* **Supplied information**:
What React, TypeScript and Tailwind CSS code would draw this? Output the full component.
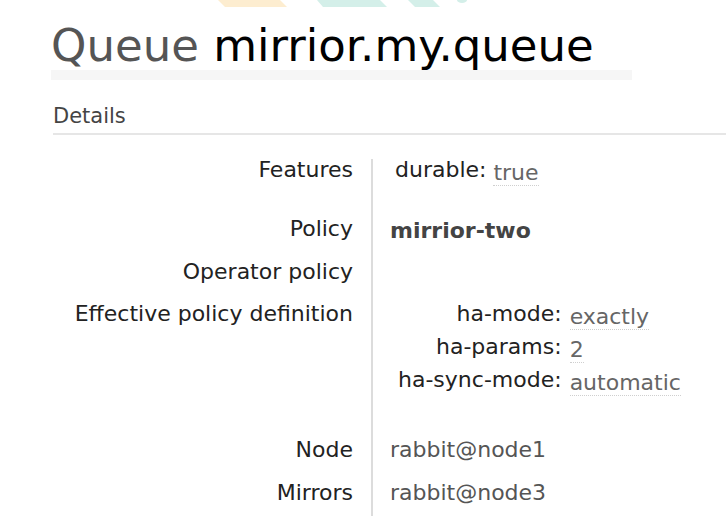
import React from 'react'

const Val: React.FC<{ children: React.ReactNode }> = ({ children }) => (
    <span className="text-[#666] border-b border-dotted border-[#cfcfcf] align-[-3px] leading-[20px]">
        {children}
    </span>
)

const policyDefinition = [
    { key: 'ha-mode:', value: 'exactly' },
    { key: 'ha-params:', value: '2' },
    { key: 'ha-sync-mode:', value: 'automatic' },
]

export default function App() {
    return (
        <div className="w-[726px] h-[516px] overflow-hidden bg-white font-['DejaVu_Sans',sans-serif] text-[#222]">
            {/* header stripes */}
            <svg width="726" height="8" viewBox="0 0 726 8" className="block">
                <polygon points="218,0 280,0 287,7 225,7" fill="#fdedd0" />
                <polygon points="317,0 380,0 387,7 323,7" fill="#d4efe9" />
                <polygon points="408,0 433,0 440,7 415,7" fill="#d4efe9" />
                <ellipse cx="462" cy="0" rx="5" ry="3" fill="#d4efe9" />
            </svg>

            {/* Title */}
            <div className="pl-[51px] pt-[15px]">
                <h1 className="text-[45px] leading-none text-[#555] whitespace-nowrap">
                    Queue <span className="text-black">mirrior.my.queue</span>
                </h1>
                <div className="mt-[2px] h-[10px] w-[581px] bg-[#f6f6f6]" />
            </div>

            {/* Details section */}
            <div className="pl-[53px] pt-[26px]">
                <h2 className="text-[21px] leading-[21px] text-[#444]">Details</h2>
                <div className="mt-[6px] h-[2px] bg-[#e6e6e6]" />
            </div>

            <div className="mt-[24px] grid grid-cols-[371px_1fr] text-[22px] leading-[22px]">
                {/* Features */}
                <div className="text-right pr-[18px]">Features</div>
                <div className="border-l-2 border-[#dcdcdc] pl-[22px]">
                    durable: <Val>true</Val>
                </div>

                {/* Policy */}
                <div className="text-right pr-[18px] pt-[35px]">Policy</div>
                <div className="border-l-2 border-[#dcdcdc] pl-[17px] pt-[37px] font-bold text-[#444]">
                    mirrior-two
                </div>

                {/* Operator policy */}
                <div className="text-right pr-[18px] pt-[19px]">Operator policy</div>
                <div className="border-l-2 border-[#dcdcdc]" />

                {/* Effective policy definition */}
                <div className="text-right pr-[18px] pt-[20px]">Effective policy definition</div>
                <div className="border-l-2 border-[#dcdcdc] pl-[25px] pt-[20px]">
                    <div className="grid grid-cols-[auto_auto] justify-start gap-x-[8px] gap-y-[9px]">
                        {policyDefinition.map((row) => (
                            <React.Fragment key={row.key}>
                                <div className="text-right">{row.key}</div>
                                <div>
                                    <Val>{row.value}</Val>
                                </div>
                            </React.Fragment>
                        ))}
                    </div>
                </div>

                {/* Node */}
                <div className="text-right pr-[18px] pt-[46px]">Node</div>
                <div className="border-l-2 border-[#dcdcdc] pl-[17px] pt-[46px] text-[#555]">
                    rabbit@node1
                </div>

                {/* Mirrors */}
                <div className="text-right pr-[18px] pt-[21px]">Mirrors</div>
                <div className="border-l-2 border-[#dcdcdc] pl-[17px] pt-[21px] pb-[40px] text-[#555]">
                    rabbit@node3
                </div>
            </div>
        </div>
    )
}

* **To do**: Go through the listing above and quote it exactly, apart from its images.

* **Response for this exercise**:
What React, TypeScript and Tailwind CSS code would draw this? Output the full component.
import React from 'react'

const Val: React.FC<{ children: React.ReactNode }> = ({ children }) => (
    <span className="text-[#666] border-b border-dotted border-[#cfcfcf] align-[-3px] leading-[20px]">
        {children}
    </span>
)

const policyDefinition = [
    { key: 'ha-mode:', value: 'exactly' },
    { key: 'ha-params:', value: '2' },
    { key: 'ha-sync-mode:', value: 'automatic' },
]

export default function App() {
    return (
        <div className="w-[726px] h-[516px] overflow-hidden bg-white font-['DejaVu_Sans',sans-serif] text-[#222]">
            {/* header stripes */}
            <svg width="726" height="8" viewBox="0 0 726 8" className="block">
                <polygon points="218,0 280,0 287,7 225,7" fill="#fdedd0" />
                <polygon points="317,0 380,0 387,7 323,7" fill="#d4efe9" />
                <polygon points="408,0 433,0 440,7 415,7" fill="#d4efe9" />
                <ellipse cx="462" cy="0" rx="5" ry="3" fill="#d4efe9" />
            </svg>

            {/* Title */}
            <div className="pl-[51px] pt-[15px]">
                <h1 className="text-[45px] leading-none text-[#555] whitespace-nowrap">
                    Queue <span className="text-black">mirrior.my.queue</span>
                </h1>
                <div className="mt-[2px] h-[10px] w-[581px] bg-[#f6f6f6]" />
            </div>

            {/* Details section */}
            <div className="pl-[53px] pt-[26px]">
                <h2 className="text-[21px] leading-[21px] text-[#444]">Details</h2>
                <div className="mt-[6px] h-[2px] bg-[#e6e6e6]" />
            </div>

            <div className="mt-[24px] grid grid-cols-[371px_1fr] text-[22px] leading-[22px]">
                {/* Features */}
                <div className="text-right pr-[18px]">Features</div>
                <div className="border-l-2 border-[#dcdcdc] pl-[22px]">
                    durable: <Val>true</Val>
                </div>

                {/* Policy */}
                <div className="text-right pr-[18px] pt-[35px]">Policy</div>
                <div className="border-l-2 border-[#dcdcdc] pl-[17px] pt-[37px] font-bold text-[#444]">
                    mirrior-two
                </div>

                {/* Operator policy */}
                <div className="text-right pr-[18px] pt-[19px]">Operator policy</div>
                <div className="border-l-2 border-[#dcdcdc]" />

                {/* Effective policy definition */}
                <div className="text-right pr-[18px] pt-[20px]">Effective policy definition</div>
                <div className="border-l-2 border-[#dcdcdc] pl-[25px] pt-[20px]">
                    <div className="grid grid-cols-[auto_auto] justify-start gap-x-[8px] gap-y-[9px]">
                        {policyDefinition.map((row) => (
                            <React.Fragment key={row.key}>
                                <div className="text-right">{row.key}</div>
                                <div>
                                    <Val>{row.value}</Val>
                                </div>
                            </React.Fragment>
                        ))}
                    </div>
                </div>

                {/* Node */}
                <div className="text-right pr-[18px] pt-[46px]">Node</div>
                <div className="border-l-2 border-[#dcdcdc] pl-[17px] pt-[46px] text-[#555]">
                    rabbit@node1
                </div>

                {/* Mirrors */}
                <div className="text-right pr-[18px] pt-[21px]">Mirrors</div>
                <div className="border-l-2 border-[#dcdcdc] pl-[17px] pt-[21px] pb-[40px] text-[#555]">
                    rabbit@node3
                </div>
            </div>
        </div>
    )
}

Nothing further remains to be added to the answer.